=== PROVIDED MATERIAL ===
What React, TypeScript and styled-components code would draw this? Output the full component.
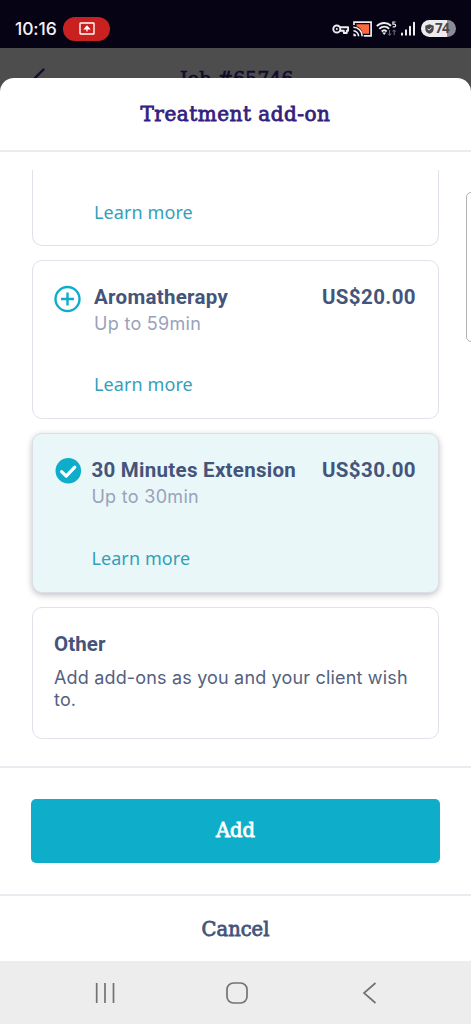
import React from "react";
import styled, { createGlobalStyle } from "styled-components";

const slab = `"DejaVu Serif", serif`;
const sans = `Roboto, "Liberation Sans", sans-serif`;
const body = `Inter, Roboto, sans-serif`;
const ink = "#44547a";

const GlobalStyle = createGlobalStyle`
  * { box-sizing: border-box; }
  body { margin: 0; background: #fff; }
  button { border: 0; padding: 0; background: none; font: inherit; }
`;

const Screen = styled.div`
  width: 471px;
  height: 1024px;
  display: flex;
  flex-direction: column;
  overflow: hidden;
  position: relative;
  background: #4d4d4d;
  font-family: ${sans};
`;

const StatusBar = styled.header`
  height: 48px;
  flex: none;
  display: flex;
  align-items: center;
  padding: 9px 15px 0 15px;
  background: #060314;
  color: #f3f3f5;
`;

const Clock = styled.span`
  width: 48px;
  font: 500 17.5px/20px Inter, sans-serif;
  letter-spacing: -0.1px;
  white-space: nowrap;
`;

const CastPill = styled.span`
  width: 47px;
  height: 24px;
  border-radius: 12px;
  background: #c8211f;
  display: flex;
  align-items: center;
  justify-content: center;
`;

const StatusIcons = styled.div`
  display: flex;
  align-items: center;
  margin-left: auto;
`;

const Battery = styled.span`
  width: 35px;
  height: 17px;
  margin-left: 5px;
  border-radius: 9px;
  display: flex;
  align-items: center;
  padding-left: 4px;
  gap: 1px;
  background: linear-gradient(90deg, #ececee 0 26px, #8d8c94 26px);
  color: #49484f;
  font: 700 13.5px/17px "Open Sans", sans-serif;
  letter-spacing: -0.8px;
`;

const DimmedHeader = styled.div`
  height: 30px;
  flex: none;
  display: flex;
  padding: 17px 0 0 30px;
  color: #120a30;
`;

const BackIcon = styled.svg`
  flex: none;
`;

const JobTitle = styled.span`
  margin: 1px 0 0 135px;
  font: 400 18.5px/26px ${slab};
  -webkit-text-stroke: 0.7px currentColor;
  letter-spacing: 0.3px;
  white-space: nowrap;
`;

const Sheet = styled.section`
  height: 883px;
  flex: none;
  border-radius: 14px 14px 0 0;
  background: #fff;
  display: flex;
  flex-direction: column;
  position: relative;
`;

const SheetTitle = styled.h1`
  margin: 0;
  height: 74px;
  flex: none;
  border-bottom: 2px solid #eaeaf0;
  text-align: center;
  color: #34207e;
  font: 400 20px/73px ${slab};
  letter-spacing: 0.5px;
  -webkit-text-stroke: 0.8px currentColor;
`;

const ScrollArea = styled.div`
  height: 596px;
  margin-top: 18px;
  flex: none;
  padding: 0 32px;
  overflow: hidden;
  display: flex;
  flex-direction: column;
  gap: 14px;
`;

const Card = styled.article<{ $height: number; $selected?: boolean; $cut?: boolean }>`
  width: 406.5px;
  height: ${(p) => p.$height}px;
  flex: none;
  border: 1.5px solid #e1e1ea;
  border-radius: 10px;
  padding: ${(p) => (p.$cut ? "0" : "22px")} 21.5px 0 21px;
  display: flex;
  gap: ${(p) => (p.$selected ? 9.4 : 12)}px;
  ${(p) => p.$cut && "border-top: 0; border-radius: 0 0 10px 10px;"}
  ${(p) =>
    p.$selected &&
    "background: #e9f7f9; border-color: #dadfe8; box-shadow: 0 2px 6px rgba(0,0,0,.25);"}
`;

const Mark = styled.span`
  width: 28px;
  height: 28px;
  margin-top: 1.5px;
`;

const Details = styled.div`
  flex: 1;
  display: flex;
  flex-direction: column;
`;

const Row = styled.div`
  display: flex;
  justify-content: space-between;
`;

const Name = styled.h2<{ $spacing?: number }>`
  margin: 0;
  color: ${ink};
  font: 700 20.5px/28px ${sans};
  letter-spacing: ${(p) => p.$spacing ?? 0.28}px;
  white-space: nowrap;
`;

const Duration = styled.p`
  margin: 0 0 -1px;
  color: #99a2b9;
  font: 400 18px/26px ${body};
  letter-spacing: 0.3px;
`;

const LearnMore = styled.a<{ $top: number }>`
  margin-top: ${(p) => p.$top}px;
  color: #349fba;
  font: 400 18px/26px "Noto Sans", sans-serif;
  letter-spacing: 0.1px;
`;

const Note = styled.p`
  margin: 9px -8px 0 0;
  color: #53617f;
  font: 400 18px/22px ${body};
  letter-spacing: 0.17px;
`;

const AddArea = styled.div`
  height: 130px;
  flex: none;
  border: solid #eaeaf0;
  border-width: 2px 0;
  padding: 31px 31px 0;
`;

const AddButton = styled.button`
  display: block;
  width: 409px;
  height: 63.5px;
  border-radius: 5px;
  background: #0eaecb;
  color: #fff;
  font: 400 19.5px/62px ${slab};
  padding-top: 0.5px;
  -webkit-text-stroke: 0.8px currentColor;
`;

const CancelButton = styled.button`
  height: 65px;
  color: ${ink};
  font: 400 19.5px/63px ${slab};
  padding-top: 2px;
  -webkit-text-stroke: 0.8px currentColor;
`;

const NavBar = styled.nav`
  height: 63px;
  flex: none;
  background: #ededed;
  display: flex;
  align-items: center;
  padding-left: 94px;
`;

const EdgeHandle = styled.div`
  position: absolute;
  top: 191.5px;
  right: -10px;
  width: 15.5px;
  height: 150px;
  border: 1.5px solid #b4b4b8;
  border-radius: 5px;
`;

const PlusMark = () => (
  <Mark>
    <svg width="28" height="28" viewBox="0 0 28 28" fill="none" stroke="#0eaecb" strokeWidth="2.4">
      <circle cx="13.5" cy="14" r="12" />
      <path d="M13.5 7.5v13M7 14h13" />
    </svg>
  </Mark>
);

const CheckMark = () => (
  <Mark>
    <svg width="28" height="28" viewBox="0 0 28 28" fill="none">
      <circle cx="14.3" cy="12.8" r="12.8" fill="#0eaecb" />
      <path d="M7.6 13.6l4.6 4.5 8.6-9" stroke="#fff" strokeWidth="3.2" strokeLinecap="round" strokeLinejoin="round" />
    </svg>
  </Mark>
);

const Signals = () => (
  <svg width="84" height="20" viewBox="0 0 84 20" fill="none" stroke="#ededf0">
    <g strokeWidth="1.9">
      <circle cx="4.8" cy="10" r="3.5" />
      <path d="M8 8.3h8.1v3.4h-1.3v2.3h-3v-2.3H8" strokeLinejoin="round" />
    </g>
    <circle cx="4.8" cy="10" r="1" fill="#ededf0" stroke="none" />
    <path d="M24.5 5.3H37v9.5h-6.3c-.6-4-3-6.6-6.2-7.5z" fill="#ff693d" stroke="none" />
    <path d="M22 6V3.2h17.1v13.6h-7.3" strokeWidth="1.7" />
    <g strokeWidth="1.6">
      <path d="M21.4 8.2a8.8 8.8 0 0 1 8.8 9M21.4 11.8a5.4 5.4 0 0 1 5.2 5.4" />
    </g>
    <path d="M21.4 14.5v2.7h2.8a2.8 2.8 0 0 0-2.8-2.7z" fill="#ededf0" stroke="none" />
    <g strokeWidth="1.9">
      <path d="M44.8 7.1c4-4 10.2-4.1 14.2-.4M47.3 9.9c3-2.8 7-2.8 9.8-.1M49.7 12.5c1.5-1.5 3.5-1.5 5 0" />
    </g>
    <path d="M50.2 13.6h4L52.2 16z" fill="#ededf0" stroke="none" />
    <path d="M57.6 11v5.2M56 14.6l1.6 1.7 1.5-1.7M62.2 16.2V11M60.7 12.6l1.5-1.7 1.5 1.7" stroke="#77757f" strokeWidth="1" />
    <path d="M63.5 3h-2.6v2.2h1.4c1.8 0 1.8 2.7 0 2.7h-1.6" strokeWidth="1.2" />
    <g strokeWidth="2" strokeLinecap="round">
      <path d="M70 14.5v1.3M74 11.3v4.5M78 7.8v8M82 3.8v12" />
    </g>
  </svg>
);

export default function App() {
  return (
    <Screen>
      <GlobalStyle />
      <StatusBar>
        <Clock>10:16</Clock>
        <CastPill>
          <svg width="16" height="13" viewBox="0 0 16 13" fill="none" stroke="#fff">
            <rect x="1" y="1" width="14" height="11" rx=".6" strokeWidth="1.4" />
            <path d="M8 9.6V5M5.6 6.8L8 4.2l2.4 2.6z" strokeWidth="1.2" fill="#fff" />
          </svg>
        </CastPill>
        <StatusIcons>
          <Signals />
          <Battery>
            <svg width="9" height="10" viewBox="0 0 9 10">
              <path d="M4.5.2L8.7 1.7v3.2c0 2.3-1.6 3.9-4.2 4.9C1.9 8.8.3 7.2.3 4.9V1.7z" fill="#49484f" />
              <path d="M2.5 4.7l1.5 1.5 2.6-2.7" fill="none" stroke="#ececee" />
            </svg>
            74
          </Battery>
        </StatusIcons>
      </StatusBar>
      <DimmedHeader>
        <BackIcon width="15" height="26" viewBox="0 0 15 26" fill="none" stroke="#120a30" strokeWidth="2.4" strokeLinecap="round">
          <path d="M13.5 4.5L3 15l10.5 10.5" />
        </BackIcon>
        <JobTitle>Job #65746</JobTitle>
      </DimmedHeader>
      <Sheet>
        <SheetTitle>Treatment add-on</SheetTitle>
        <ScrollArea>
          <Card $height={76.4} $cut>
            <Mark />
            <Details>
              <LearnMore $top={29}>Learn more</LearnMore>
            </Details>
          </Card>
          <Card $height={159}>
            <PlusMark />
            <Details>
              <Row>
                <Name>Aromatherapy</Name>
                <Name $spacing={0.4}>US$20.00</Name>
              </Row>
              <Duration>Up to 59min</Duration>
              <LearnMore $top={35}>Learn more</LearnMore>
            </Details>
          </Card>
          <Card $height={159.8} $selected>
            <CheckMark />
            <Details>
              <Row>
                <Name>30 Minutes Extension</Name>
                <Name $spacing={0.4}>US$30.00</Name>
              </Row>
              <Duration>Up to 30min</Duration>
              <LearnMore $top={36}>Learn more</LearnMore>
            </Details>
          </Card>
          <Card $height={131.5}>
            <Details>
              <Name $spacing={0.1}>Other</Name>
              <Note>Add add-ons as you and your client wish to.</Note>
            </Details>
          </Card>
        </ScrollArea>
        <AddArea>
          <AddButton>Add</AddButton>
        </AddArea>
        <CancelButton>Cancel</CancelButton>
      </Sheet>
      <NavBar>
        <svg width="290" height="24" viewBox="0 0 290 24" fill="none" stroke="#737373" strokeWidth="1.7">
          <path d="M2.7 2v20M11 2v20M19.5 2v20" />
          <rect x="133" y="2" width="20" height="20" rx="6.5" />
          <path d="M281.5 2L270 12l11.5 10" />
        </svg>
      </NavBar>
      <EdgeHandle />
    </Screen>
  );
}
===
EXERCISE REQUIREMENTS -
Search the data for "React". Copy every matching line.

CORRECT OUTPUT -
What React, TypeScript and styled-components code would draw this? Output the full component.
import React from "react";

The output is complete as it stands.